Wyndham’s destination network business’ RevPAR increased 5 percent, mostly as a result of higher pricing within Wyndham’s RCI business where exchange revenue per member was up 7 percent. Wyndham Vacation Ownership’s revenue also rose 4 percent to $734 million, though it would have rose 6 percent had the hurricanes not diverted $13 million from the organization’s wallet.

“It has been a busy time for us,” Holmes said. “Our board and our senior leadership team are particularly pleased and impressed that our entire organization has continued to deliver robust results during a period of significant change, and we are confident that the actions we are taking are positioning our businesses well for both near and long term growth and success.”

Despite its many acquisitions, Wyndham's hotel business is still chugging along with openings of its own. Photo credit: Wyndham Worldwide.

Looking ahead, Wyshner said the impact of last year’s natural disasters is expected to be minimal in 2018. For Wyndham Hotel Group, Wynsher is forecasting room growth between 2 and 4 percent, as well as an increase in global RevPAR between 2 and 3 percent. Wyndham Vacation Ownership’s revenue growth is expected to increase between 5 and 7 percent, as well.

When asked how much cost Wyndham may have left attached to the spinoff between Wyndham’s hotels and vacation ownership businesses, Geoff Ballotti, president and CEO of Wyndham Hotel Group, said costs remain in the $50-million range, with overall costs expected to be finalized at around $300 million.

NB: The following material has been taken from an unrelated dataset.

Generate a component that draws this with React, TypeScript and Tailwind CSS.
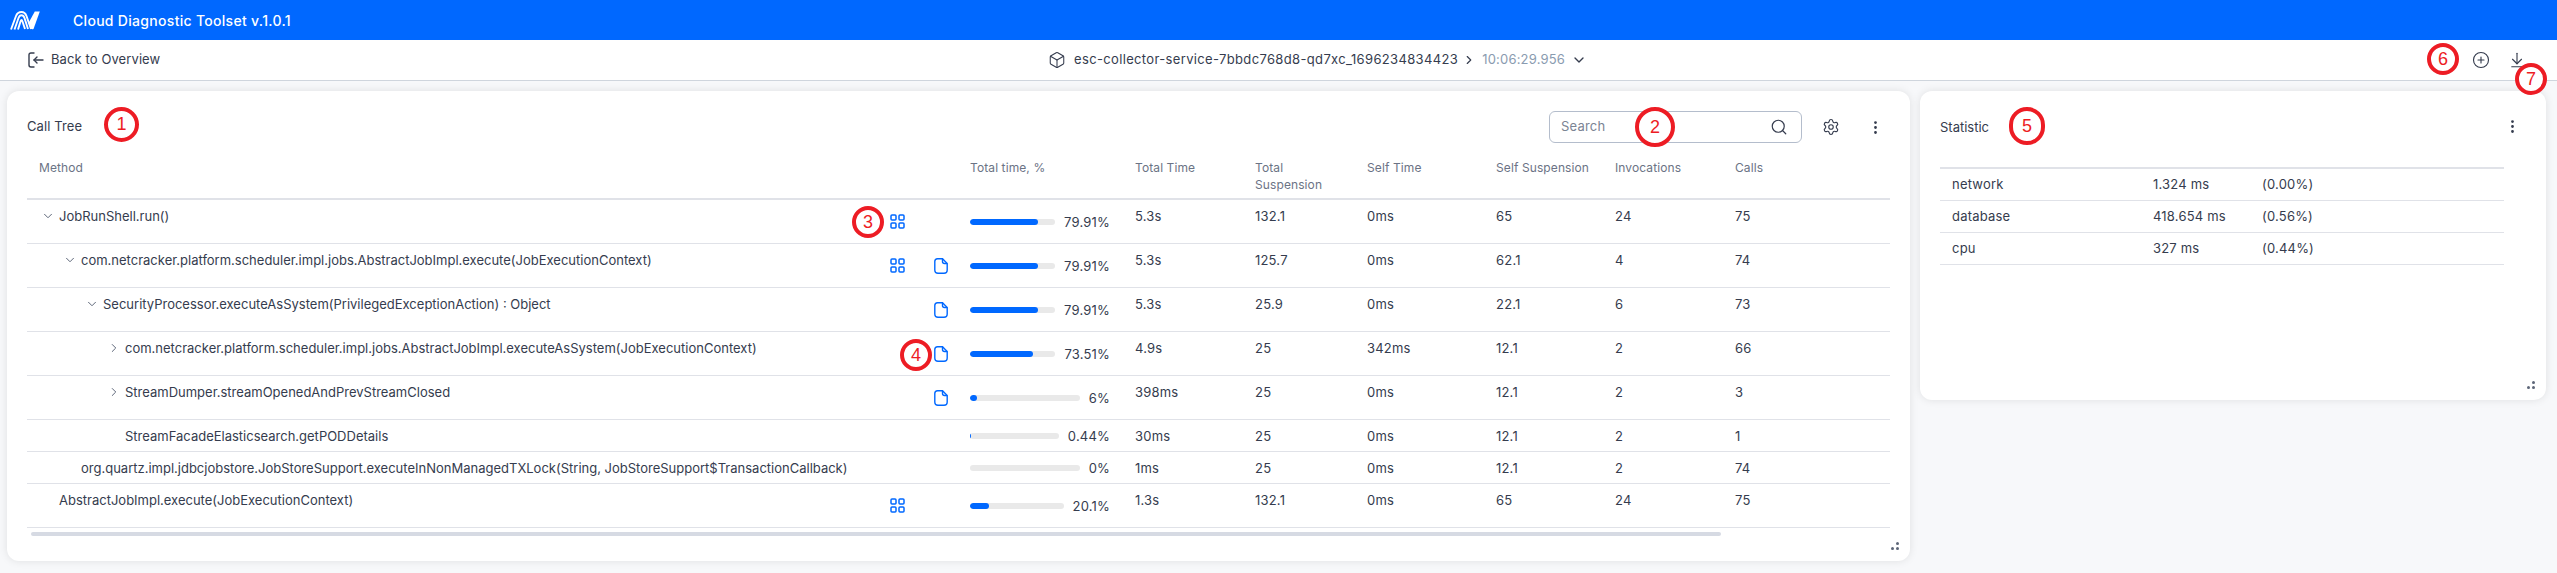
import React from 'react';
import { Box, ChevronDown, ChevronRight, CirclePlus, ArrowDownToLine, EllipsisVertical, Search, Settings } from 'lucide-react';

interface Row {
  method: string;
  depth: number;
  caret?: 'open' | 'closed';
  grid?: boolean;
  file?: boolean;
  percent: number;
  label: string;
  totalTime: string;
  totalSuspension: string;
  selfTime: string;
  selfSuspension: string;
  invocations: string;
  calls: string;
  tall: boolean;
}

const rows: Row[] = [
  { method: 'JobRunShell.run()', depth: 0, caret: 'open', grid: true, percent: 79.91, label: '79.91%', totalTime: '5.3s', totalSuspension: '132.1', selfTime: '0ms', selfSuspension: '65', invocations: '24', calls: '75', tall: true },
  { method: 'com.netcracker.platform.scheduler.impl.jobs.AbstractJobImpl.execute(JobExecutionContext)', depth: 1, caret: 'open', grid: true, file: true, percent: 79.91, label: '79.91%', totalTime: '5.3s', totalSuspension: '125.7', selfTime: '0ms', selfSuspension: '62.1', invocations: '4', calls: '74', tall: true },
  { method: 'SecurityProcessor.executeAsSystem(PrivilegedExceptionAction) : Object', depth: 2, caret: 'open', file: true, percent: 79.91, label: '79.91%', totalTime: '5.3s', totalSuspension: '25.9', selfTime: '0ms', selfSuspension: '22.1', invocations: '6', calls: '73', tall: true },
  { method: 'com.netcracker.platform.scheduler.impl.jobs.AbstractJobImpl.executeAsSystem(JobExecutionContext)', depth: 3, caret: 'closed', file: true, percent: 73.51, label: '73.51%', totalTime: '4.9s', totalSuspension: '25', selfTime: '342ms', selfSuspension: '12.1', invocations: '2', calls: '66', tall: true },
  { method: 'StreamDumper.streamOpenedAndPrevStreamClosed', depth: 3, caret: 'closed', file: true, percent: 6, label: '6%', totalTime: '398ms', totalSuspension: '25', selfTime: '0ms', selfSuspension: '12.1', invocations: '2', calls: '3', tall: true },
  { method: 'StreamFacadeElasticsearch.getPODDetails', depth: 3, percent: 0.44, label: '0.44%', totalTime: '30ms', totalSuspension: '25', selfTime: '0ms', selfSuspension: '12.1', invocations: '2', calls: '1', tall: false },
  { method: 'org.quartz.impl.jdbcjobstore.JobStoreSupport.executeInNonManagedTXLock(String, JobStoreSupport$TransactionCallback)', depth: 1, percent: 0, label: '0%', totalTime: '1ms', totalSuspension: '25', selfTime: '0ms', selfSuspension: '12.1', invocations: '2', calls: '74', tall: false },
  { method: 'AbstractJobImpl.execute(JobExecutionContext)', depth: 0, grid: true, percent: 20.1, label: '20.1%', totalTime: '1.3s', totalSuspension: '132.1', selfTime: '0ms', selfSuspension: '65', invocations: '24', calls: '75', tall: true },
];

const stats = [
  { name: 'network', value: '1.324 ms', share: '(0.00%)' },
  { name: 'database', value: '418.654 ms', share: '(0.56%)' },
  { name: 'cpu', value: '327 ms', share: '(0.44%)' },
];

const marks = [
  { n: '1', cls: 'left-[104px] top-[107px] w-[35px] h-[35px]' },
  { n: '2', cls: 'left-[1635px] top-[107px] w-[40px] h-[40px]' },
  { n: '3', cls: 'left-[852px] top-[206px] w-[32px] h-[32px]' },
  { n: '4', cls: 'left-[900px] top-[339px] w-[32px] h-[32px]' },
  { n: '5', cls: 'left-[2009px] top-[107px] w-[36px] h-[38px]' },
  { n: '6', cls: 'left-[2427px] top-[43px] w-[32px] h-[32px]' },
  { n: '7', cls: 'left-[2515px] top-[63px] w-[32px] h-[32px]' },
];

const GRID = 'grid grid-cols-[931px_165px_120px_112px_129px_119px_120px_167px]';

function Logo() {
  return (
    <svg width="30" height="19" viewBox="0 0 30 19" fill="none" stroke="white" strokeWidth="1.9" className="ml-[10px]">
      <path d="M1 18.5 L6 5 Q7.5 1 11.5 1 Q15 1 16.5 5 L21 18" />
      <path d="M4.5 18.5 L8.5 7 Q9.5 4.3 11.5 4.3 Q13.5 4.3 14.5 7 L18 18" />
      <path d="M8 18.5 L10.5 10.5 Q11.5 7.5 12.5 10.5 L15 18" />
      <path d="M18.5 12 L20.5 17 Q21.5 18.8 23.5 18 L29.8 0.5 L24.8 0.5 Z" fill="white" stroke="none" />
    </svg>
  );
}

function BackIcon() {
  return (
    <svg width="16" height="16" viewBox="0 0 16 16" fill="none" stroke="#353c4e" strokeWidth="1.4" strokeLinecap="round" strokeLinejoin="round">
      <path d="M6 1 H3 Q1 1 1 3 V13 Q1 15 3 15 H6" />
      <path d="M15 8 H6" />
      <path d="M9 5 L6 8 L9 11" />
    </svg>
  );
}

function GridIcon() {
  return (
    <svg width="15" height="15" viewBox="0 0 15 15" fill="none" stroke="#0068ff" strokeWidth="1.5">
      <rect x="1" y="1" width="5" height="5" rx="1" />
      <rect x="9" y="1" width="5" height="5" rx="1" />
      <rect x="1" y="9" width="5" height="5" rx="1" />
      <rect x="9" y="9" width="5" height="5" rx="1" />
    </svg>
  );
}

function FileIcon() {
  return (
    <svg width="14" height="16" viewBox="0 0 14 16" fill="none" stroke="#0068ff" strokeWidth="1.4">
      <path d="M3.5 0.8 H8.5 L13.2 5.5 V12 Q13.2 15.2 10 15.2 H4 Q0.8 15.2 0.8 12 V3.5 Q0.8 0.8 3.5 0.8 Z" />
      <path d="M8.5 0.8 V3.5 Q8.5 5.5 10.5 5.5 H13.2" />
    </svg>
  );
}

function ResizeGrip() {
  return (
    <div className="absolute right-[11px] bottom-[11px] grid grid-cols-2 gap-[2px] w-[8px]">
      <span className="w-[3px] h-[3px]" />
      <span className="w-[3px] h-[3px] rounded-full bg-[#5d6678]" />
      <span className="w-[3px] h-[3px] rounded-full bg-[#5d6678]" />
      <span className="w-[3px] h-[3px] rounded-full bg-[#5d6678]" />
    </div>
  );
}

export default function App() {
  return (
    <div className="relative w-[2557px] h-[573px] overflow-hidden bg-[#f7f8fa] font-['Inter',sans-serif] text-[13px] text-[#353c4e]">
      {/* Header */}
      <div className="h-[40px] bg-[#0068ff] flex items-center text-white">
        <Logo />
        <span className="ml-[33px] text-[14px] font-medium tracking-[0.3px]">Cloud Diagnostic Toolset v.1.0.1</span>
      </div>

      {/* Toolbar */}
      <div className="relative h-[41px] bg-white border-b border-[#cfd5dd] flex items-center justify-between pl-[28px] pr-[31px]">
        <div className="flex items-center gap-[7px] tracking-[0.1px]">
          <BackIcon />
          <span>Back to Overview</span>
        </div>
        <div className="absolute left-[1048px] flex items-center">
          <Box size={18} strokeWidth={1.4} />
          <span className="ml-[8px] tracking-[0.35px]">esc-collector-service-7bbdc768d8-qd7xc_1696234834423</span>
          <ChevronRight size={14} className="ml-[4px]" />
          <span className="ml-[6px] text-[#8a9bb0] tracking-[0.2px]">10:06:29.956</span>
          <ChevronDown size={16} className="ml-[6px]" />
        </div>
        <div className="flex items-center gap-[18px]">
          <CirclePlus size={18} strokeWidth={1.5} />
          <ArrowDownToLine size={18} strokeWidth={1.5} />
        </div>
      </div>

      <div className="flex items-start pl-[7px] pt-[10px] gap-[10px]">
        {/* Call tree card */}
        <div className="relative w-[1903px] h-[470px] bg-white rounded-[12px] shadow-[0_0_8px_rgba(0,0,0,0.1)] px-[20px]">
          <div className="h-[64px] flex items-center justify-between pt-[8px]">
            <span className="tracking-[0.1px]">Call Tree</span>
            <div className="flex items-center mr-[8px]">
              <div className="w-[253px] h-[32px] border border-[#b4bdcc] rounded-[6px] flex items-center justify-between pl-[11px] pr-[13px]">
                <span className="text-[#7b8494] tracking-[0.2px]">Search</span>
                <Search size={18} strokeWidth={1.6} />
              </div>
              <Settings size={18} strokeWidth={1.5} className="ml-[20px]" />
              <EllipsisVertical size={17} strokeWidth={2} className="ml-[27px] mr-[-2px]" />
            </div>
          </div>

          {/* Table head */}
          <div className={`${GRID} h-[45px] border-b-2 border-[#e0e2e8] text-[12px] leading-[17px] text-[#6b7385] tracking-[0.1px] pt-[4px]`}>
            <span className="pl-[12px]">Method</span>
            <span className="pl-[12px]">Total time, %</span>
            <span className="pl-[12px]">Total Time</span>
            <span className="pl-[12px] w-[90px]">Total Suspension</span>
            <span className="pl-[12px]">Self Time</span>
            <span className="pl-[12px]">Self Suspension</span>
            <span className="pl-[12px]">Invocations</span>
            <span className="pl-[12px]">Calls</span>
          </div>

          {/* Table rows */}
          {rows.map((row) => (
            <div
              key={row.method}
              className={`${GRID} border-b border-[#e0e2e8] leading-[16px] tracking-[0.2px] ${row.tall ? 'h-[44px]' : 'h-[32px]'}`}
            >
              <div className="relative h-full">
                <div className="flex items-start pt-[8px] tracking-normal">
                  {row.depth === 0 && <span className="w-[32px] shrink-0" />}
                  {row.depth === 1 && <span className="w-[54px] shrink-0" />}
                  {row.depth === 2 && <span className="w-[76px] shrink-0" />}
                  {row.depth === 3 && <span className="w-[98px] shrink-0" />}
                  <span>{row.method}</span>
                </div>
                {row.caret && (
                  <span className="absolute top-[9px]" style={{ left: 14 + row.depth * 22 }}>
                    {row.caret === 'open' ? (
                      <ChevronDown size={14} strokeWidth={1.7} className="text-[#5d6678]" />
                    ) : (
                      <ChevronRight size={14} strokeWidth={1.7} className="text-[#5d6678]" />
                    )}
                  </span>
                )}
                {row.grid && (
                  <span className="absolute left-[863px] top-0 h-full flex items-center"><GridIcon /></span>
                )}
                {row.file && (
                  <span className="absolute left-[907px] top-0 h-full flex items-center"><FileIcon /></span>
                )}
              </div>
              <div className="flex items-center pl-[12px] pr-[13px] gap-[9px]">
                <div className="flex-1 h-[6px] rounded-full bg-[#e9e9e9] overflow-hidden">
                  <div className="h-full rounded-full bg-[#0068ff]" style={{ width: `${row.percent}%` }} />
                </div>
                <span>{row.label}</span>
              </div>
              <span className="pl-[12px] pt-[8px]">{row.totalTime}</span>
              <span className="pl-[12px] pt-[8px]">{row.totalSuspension}</span>
              <span className="pl-[12px] pt-[8px]">{row.selfTime}</span>
              <span className="pl-[12px] pt-[8px]">{row.selfSuspension}</span>
              <span className="pl-[12px] pt-[8px]">{row.invocations}</span>
              <span className="pl-[12px] pt-[8px]">{row.calls}</span>
            </div>
          ))}

          {/* Horizontal scroll thumb */}
          <div className="ml-[4px] mt-[4px] w-[1690px] h-[4px] rounded-full bg-[#d6dae3]" />
          <ResizeGrip />
        </div>

        {/* Statistic card */}
        <div className="relative w-[626px] h-[309px] bg-white rounded-[12px] shadow-[0_0_8px_rgba(0,0,0,0.1)] px-[20px]">
          <div className="h-[76px] flex items-start justify-between pt-[28px]">
            <span className="leading-[16px]">Statistic</span>
            <EllipsisVertical size={17} strokeWidth={2} className="mr-[5px] -mt-px" />
          </div>
          <div className="w-[564px] border-t-2 border-[#e0e2e8]">
            {stats.map((s) => (
              <div key={s.name} className="h-[32px] border-b border-[#e0e2e8] flex items-center tracking-[0.2px]">
                <span className="pl-[12px] w-[213px]">{s.name}</span>
                <span className="w-[109px]">{s.value}</span>
                <span>{s.share}</span>
              </div>
            ))}
          </div>
          <ResizeGrip />
        </div>
      </div>

      {/* Numbered annotation marks */}
      {marks.map((m) => (
        <div
          key={m.n}
          className={`absolute ${m.cls} rounded-full border-[4px] border-[#ed1c24] bg-white flex items-center justify-center text-[18px] text-[#ed1c24] font-['Liberation_Sans',sans-serif]`}
        >
          {m.n}
        </div>
      ))}
    </div>
  );
}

Holmes was adamant that the spinoff will assist with consolidation in both the hotels and timeshare front.

“One of our goals as we establish these companies as standalone businesses is that they will have the capacity to be inquisitive; we think that is important to fuel shareholder value and growth,” Holmes said.

Amid the greater consolidation happening within Wyndham Worldwide, Ballotti doesn’t want anyone to forget how much the company is building on its own.

“We’re looking at every deal that presents itself, and we will continue to do so, but what we’re most excited about is our organic growth, particularly in North America,” Ballotti said. “We saw our pipeline grow 15 percent, and what really excites us in terms of the organic side is that we’re growing in the markets that we’re looking to grow in.”